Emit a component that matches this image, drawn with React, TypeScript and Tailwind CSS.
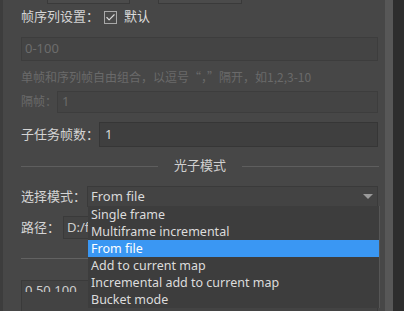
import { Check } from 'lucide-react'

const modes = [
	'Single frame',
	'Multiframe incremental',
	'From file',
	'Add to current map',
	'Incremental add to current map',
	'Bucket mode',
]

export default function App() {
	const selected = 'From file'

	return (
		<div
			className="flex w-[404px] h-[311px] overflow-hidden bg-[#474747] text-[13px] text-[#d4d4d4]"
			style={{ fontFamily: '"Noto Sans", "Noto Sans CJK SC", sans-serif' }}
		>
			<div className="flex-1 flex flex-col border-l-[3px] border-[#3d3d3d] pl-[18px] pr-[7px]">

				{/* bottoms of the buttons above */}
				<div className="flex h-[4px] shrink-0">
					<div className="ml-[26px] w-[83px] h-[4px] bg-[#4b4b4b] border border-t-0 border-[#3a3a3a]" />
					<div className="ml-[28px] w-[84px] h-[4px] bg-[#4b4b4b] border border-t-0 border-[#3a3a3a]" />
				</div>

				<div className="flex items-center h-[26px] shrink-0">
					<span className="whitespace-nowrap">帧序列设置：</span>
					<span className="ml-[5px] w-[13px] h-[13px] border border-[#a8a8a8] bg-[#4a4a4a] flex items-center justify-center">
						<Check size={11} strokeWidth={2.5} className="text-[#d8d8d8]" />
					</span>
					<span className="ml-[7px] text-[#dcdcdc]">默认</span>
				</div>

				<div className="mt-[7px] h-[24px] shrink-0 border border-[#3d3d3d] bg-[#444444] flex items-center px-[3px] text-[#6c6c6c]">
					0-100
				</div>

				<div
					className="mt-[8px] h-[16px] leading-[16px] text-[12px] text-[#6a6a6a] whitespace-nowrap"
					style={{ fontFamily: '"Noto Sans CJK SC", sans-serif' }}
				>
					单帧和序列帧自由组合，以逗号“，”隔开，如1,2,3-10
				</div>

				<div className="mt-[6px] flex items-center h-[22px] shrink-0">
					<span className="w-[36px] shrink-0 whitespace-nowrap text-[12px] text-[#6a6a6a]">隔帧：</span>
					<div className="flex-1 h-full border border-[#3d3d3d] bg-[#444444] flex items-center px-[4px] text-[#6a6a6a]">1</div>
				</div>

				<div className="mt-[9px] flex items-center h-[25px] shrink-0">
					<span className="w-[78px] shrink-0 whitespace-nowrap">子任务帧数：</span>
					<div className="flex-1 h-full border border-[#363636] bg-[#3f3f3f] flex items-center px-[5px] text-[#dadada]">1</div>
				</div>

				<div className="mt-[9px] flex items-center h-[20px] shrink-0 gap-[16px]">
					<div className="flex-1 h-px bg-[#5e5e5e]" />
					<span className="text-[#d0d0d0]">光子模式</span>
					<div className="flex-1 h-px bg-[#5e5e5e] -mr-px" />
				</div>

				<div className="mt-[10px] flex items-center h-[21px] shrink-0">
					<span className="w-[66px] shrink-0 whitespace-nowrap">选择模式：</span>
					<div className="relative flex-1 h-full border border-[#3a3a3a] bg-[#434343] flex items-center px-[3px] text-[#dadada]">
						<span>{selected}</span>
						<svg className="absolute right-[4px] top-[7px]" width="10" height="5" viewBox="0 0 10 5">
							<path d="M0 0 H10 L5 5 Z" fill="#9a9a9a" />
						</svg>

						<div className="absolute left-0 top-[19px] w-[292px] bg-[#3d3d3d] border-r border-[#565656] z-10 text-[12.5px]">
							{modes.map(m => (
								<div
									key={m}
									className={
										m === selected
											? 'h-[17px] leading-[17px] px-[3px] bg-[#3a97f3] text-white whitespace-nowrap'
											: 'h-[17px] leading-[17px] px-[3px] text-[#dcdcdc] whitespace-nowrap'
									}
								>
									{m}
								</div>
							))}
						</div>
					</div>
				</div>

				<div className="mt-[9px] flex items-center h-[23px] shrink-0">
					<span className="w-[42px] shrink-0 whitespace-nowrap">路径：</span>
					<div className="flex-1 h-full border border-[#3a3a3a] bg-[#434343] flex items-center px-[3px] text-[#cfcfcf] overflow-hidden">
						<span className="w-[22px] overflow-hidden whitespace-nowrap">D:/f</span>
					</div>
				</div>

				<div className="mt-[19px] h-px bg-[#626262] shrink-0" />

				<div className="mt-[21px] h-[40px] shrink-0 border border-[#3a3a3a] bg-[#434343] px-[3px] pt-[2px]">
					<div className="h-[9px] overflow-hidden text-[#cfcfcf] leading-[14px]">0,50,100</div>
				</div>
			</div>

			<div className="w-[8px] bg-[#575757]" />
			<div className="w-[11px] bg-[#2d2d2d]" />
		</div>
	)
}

Given exercise = Please extract exactly the lines of the data, from the first through the line containing "const selected = 'From file'", and add no pictures to the copy.

Full solution =
Emit a component that matches this image, drawn with React, TypeScript and Tailwind CSS.
import { Check } from 'lucide-react'

const modes = [
	'Single frame',
	'Multiframe incremental',
	'From file',
	'Add to current map',
	'Incremental add to current map',
	'Bucket mode',
]

export default function App() {
	const selected = 'From file'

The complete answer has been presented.